We should maintain that if an interpretation of any word in any religion leads to disharmony and does not positively further the welfare of the many, then such an interpretation is to be regarded as wrong; that is, against the will of God, or as the working of Satan or Mara.

Buddhadasa Bikkhu, a Thai Buddhist Monk

Friday, March 28, 2014

Which Salvation?

Is salvation individual or is it collective?  In the vast majority of American churches, this question does not even arise.  We are individually saved or damned.  The Bible, however, presents a mixed picture.  In the Old Testament, salvation is collective although individuals can be and often are found wanting.  The concern is with the people of Israel, the nation.  In the New Testament as well, the question of salvation is mixed.  The Lord's Prayer in Matthew 6:9-13, for example, reflects a collective view of the Kingdom, that is the salvation hoped for in the coming age: give us, forgive us, rescue us.  In the gospels, Jesus is intent on forming a new community that will be the seed for the salvation of Israel.  His focus is on that coming but somehow already present Kingdom, and while he certainly realized that there were those who could not enter the Kingdom even they were more of a group, the hypocritical ruling elite, than actual individuals.

All societies have to work out a balance between the individual person and the collective society, but in general even in our day Asian societies tend to lean toward overt emphasis on the importance of the collective.  Ancient biblical cultures were still less overtly individualistic than are modern cultures, especially in the West.  Salvation, thus, was also much more a matter of the collective society individuals lived within, be it the tribe, the nation, or the church.  Jesus' conception of the Kingdom reflects that balance that leans toward the collective.  We may go to heaven or hell individually (for those who believe in that sort of eternal judgment), but we will enter the Kingdom together as the whole of the human race.
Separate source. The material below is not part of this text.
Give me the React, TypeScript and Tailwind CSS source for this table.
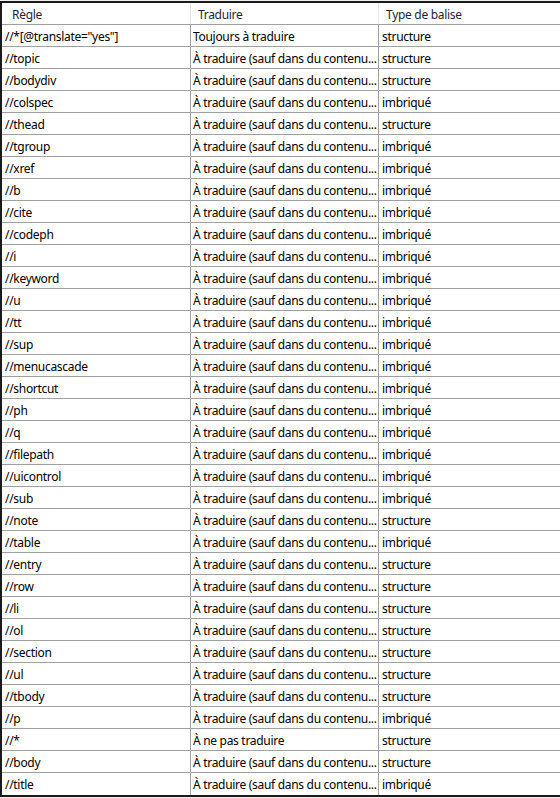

The real point here is that salvation is a complex and nuanced question, much more so than is widely acknowledged in churches today.  It is not only a question of "am I saved," but also one of "are we saved."  And there is no question that the spiritual well-being of the church we attend has a direct bearing on our own spirituality—at least for those who take their faith and their community of faith seriously.  So, if we see salvation as being a state in which we currently live and not just a future destination then it is as much collective as it is individual.  That is to say, the "I" and the "We" in salvation are always in play, always a concern, and always to be taken into consideration.  Amen.